## begin LISTING
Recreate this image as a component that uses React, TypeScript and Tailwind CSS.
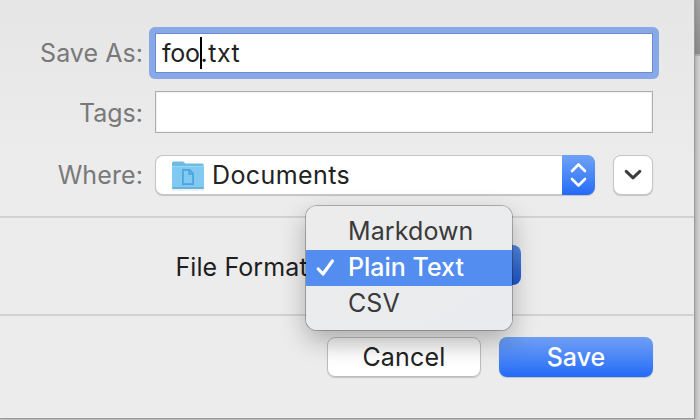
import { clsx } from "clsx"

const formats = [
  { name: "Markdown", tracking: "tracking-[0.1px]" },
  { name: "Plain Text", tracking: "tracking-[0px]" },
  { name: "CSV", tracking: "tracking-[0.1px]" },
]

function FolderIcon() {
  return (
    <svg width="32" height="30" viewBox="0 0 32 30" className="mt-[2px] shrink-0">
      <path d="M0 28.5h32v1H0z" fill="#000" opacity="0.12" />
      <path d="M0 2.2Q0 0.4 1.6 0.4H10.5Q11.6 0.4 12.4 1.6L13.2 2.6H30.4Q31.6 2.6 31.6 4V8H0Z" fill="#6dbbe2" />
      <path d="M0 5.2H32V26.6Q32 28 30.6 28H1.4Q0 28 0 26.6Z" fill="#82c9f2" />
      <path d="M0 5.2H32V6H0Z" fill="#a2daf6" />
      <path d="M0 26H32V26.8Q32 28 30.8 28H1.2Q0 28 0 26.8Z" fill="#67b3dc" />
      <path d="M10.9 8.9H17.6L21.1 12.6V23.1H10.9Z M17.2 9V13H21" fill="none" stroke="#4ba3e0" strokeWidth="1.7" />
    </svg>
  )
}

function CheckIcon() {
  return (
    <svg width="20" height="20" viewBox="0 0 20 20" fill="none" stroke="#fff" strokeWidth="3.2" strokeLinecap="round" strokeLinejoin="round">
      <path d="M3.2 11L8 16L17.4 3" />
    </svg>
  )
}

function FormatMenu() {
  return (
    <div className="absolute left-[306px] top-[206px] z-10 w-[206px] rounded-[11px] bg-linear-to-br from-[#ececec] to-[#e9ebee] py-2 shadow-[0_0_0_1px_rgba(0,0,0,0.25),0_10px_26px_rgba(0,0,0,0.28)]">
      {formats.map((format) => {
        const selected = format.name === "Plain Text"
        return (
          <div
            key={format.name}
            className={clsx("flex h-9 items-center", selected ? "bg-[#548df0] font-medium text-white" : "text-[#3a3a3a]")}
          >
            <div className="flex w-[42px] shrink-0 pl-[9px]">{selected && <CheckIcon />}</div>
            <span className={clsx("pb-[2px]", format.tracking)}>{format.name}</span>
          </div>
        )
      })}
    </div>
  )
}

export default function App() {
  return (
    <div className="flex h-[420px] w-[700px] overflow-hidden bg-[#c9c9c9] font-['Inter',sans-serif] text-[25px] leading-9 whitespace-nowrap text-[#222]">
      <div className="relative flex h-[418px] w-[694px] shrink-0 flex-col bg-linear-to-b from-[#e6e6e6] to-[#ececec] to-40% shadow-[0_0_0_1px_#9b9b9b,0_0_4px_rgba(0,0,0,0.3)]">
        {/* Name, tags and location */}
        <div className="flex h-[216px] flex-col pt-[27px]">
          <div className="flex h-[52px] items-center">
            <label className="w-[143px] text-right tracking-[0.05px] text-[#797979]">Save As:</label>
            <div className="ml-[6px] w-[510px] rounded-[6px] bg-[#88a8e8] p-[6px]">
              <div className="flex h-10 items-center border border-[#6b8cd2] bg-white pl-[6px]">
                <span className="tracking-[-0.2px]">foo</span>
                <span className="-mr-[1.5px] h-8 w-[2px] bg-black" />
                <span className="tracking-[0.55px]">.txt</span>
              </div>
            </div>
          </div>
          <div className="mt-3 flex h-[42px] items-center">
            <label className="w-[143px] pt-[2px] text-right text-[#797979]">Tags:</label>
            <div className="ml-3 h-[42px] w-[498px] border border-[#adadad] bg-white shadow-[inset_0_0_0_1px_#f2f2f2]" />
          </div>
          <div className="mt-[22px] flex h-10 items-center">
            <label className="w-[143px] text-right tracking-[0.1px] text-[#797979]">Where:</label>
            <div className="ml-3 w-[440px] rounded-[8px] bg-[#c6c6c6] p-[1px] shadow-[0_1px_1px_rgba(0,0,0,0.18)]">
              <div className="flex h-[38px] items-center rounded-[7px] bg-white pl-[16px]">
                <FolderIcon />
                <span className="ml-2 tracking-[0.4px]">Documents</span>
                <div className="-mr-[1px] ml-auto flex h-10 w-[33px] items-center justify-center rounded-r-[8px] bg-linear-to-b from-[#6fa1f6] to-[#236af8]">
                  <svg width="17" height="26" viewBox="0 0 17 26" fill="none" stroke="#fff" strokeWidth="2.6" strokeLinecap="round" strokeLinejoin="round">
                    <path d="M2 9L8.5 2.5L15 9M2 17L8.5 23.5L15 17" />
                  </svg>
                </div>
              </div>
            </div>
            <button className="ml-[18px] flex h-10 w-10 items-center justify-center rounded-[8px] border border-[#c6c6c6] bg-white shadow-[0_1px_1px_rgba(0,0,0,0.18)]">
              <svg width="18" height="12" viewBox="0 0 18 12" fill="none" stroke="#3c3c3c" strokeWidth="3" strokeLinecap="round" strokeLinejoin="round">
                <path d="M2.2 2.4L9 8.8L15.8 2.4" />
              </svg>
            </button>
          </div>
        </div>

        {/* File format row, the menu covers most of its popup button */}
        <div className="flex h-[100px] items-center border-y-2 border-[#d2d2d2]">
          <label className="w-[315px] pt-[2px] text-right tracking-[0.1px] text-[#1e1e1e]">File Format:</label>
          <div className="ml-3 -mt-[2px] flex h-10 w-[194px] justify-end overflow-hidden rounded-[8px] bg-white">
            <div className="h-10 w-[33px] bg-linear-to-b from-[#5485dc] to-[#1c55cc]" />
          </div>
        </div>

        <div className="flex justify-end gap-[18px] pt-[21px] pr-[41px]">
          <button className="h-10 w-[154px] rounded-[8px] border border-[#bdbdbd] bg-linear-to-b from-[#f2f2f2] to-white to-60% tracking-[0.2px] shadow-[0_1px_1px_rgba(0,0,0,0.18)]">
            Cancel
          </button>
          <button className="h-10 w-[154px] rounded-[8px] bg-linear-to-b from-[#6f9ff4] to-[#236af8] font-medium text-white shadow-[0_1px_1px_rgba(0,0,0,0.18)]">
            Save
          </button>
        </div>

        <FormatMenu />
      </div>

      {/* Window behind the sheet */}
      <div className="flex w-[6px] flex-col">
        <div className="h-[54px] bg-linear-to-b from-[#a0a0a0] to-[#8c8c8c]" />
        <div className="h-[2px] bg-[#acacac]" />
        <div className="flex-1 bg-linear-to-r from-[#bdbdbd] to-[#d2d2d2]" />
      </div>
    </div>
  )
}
## end LISTING
## begin LISTING
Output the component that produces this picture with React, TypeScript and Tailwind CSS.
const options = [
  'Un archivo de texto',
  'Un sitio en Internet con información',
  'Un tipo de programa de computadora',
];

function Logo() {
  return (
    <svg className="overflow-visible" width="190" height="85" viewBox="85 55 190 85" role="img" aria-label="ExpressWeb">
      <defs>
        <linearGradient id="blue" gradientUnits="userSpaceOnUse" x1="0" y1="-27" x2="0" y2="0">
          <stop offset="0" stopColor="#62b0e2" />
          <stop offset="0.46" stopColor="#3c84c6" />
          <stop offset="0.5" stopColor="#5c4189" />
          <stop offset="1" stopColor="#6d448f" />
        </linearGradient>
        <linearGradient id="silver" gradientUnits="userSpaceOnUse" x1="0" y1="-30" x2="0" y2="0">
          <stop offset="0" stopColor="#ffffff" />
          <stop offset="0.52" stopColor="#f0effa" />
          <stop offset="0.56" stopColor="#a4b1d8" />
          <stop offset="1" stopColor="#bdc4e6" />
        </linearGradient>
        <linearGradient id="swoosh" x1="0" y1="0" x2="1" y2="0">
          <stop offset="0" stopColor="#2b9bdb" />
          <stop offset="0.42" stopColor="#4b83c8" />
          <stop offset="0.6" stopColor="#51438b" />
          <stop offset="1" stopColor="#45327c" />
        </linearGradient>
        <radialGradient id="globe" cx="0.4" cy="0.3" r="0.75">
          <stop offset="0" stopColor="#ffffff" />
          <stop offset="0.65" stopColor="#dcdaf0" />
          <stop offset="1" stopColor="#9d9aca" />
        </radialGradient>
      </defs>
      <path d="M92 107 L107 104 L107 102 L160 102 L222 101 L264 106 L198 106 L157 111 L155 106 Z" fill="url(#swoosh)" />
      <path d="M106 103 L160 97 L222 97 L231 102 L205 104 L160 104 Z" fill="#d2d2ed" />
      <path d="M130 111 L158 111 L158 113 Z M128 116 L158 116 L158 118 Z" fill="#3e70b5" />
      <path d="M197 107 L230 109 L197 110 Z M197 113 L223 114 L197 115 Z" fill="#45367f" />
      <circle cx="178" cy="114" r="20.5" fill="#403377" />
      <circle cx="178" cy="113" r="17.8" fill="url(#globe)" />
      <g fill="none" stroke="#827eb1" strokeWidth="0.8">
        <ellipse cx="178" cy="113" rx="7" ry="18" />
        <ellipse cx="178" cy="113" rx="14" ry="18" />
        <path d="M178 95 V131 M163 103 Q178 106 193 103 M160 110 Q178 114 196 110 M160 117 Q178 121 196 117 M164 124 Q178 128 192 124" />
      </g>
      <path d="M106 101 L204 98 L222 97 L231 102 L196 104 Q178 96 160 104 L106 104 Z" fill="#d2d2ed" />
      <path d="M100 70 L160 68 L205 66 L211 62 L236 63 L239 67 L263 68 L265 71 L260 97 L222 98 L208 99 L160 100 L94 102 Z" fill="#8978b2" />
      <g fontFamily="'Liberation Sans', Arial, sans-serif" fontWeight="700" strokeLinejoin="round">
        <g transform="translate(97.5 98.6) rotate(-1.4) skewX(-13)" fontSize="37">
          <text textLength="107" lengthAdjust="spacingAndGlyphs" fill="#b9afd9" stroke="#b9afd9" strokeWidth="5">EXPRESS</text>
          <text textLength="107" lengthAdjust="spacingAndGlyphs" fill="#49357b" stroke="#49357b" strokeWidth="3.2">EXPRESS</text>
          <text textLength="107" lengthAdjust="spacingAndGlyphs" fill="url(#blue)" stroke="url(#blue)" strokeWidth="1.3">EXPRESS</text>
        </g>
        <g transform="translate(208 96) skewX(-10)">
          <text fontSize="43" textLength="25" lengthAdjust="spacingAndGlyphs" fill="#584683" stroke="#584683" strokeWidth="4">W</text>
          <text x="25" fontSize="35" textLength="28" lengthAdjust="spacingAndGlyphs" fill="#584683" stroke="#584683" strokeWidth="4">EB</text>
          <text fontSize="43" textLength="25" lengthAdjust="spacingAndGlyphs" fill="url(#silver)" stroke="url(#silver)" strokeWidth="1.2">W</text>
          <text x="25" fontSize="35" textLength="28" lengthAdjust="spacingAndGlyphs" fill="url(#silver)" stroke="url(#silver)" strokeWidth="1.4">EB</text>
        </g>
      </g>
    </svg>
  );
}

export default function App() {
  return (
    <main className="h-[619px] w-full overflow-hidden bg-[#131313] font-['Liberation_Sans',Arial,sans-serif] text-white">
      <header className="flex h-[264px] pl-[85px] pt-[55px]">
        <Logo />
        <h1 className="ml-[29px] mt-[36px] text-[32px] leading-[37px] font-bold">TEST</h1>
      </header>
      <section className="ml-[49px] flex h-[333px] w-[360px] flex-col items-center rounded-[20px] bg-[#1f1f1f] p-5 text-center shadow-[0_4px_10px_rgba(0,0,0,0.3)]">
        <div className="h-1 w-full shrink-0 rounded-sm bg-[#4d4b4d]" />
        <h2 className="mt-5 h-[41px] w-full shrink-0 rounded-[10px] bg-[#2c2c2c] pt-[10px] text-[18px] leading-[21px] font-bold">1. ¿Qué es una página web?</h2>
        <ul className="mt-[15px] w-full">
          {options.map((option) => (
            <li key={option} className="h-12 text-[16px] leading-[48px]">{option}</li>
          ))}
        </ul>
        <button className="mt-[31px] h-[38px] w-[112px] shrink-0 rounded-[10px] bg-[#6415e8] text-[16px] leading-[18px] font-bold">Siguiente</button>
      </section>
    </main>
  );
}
## end LISTING
*TASK DIRECTIONS*: From the data above, copy each line where the string "TypeScript" appears.

*IN RESPONSE*:
Recreate this image as a component that uses React, TypeScript and Tailwind CSS.
Output the component that produces this picture with React, TypeScript and Tailwind CSS.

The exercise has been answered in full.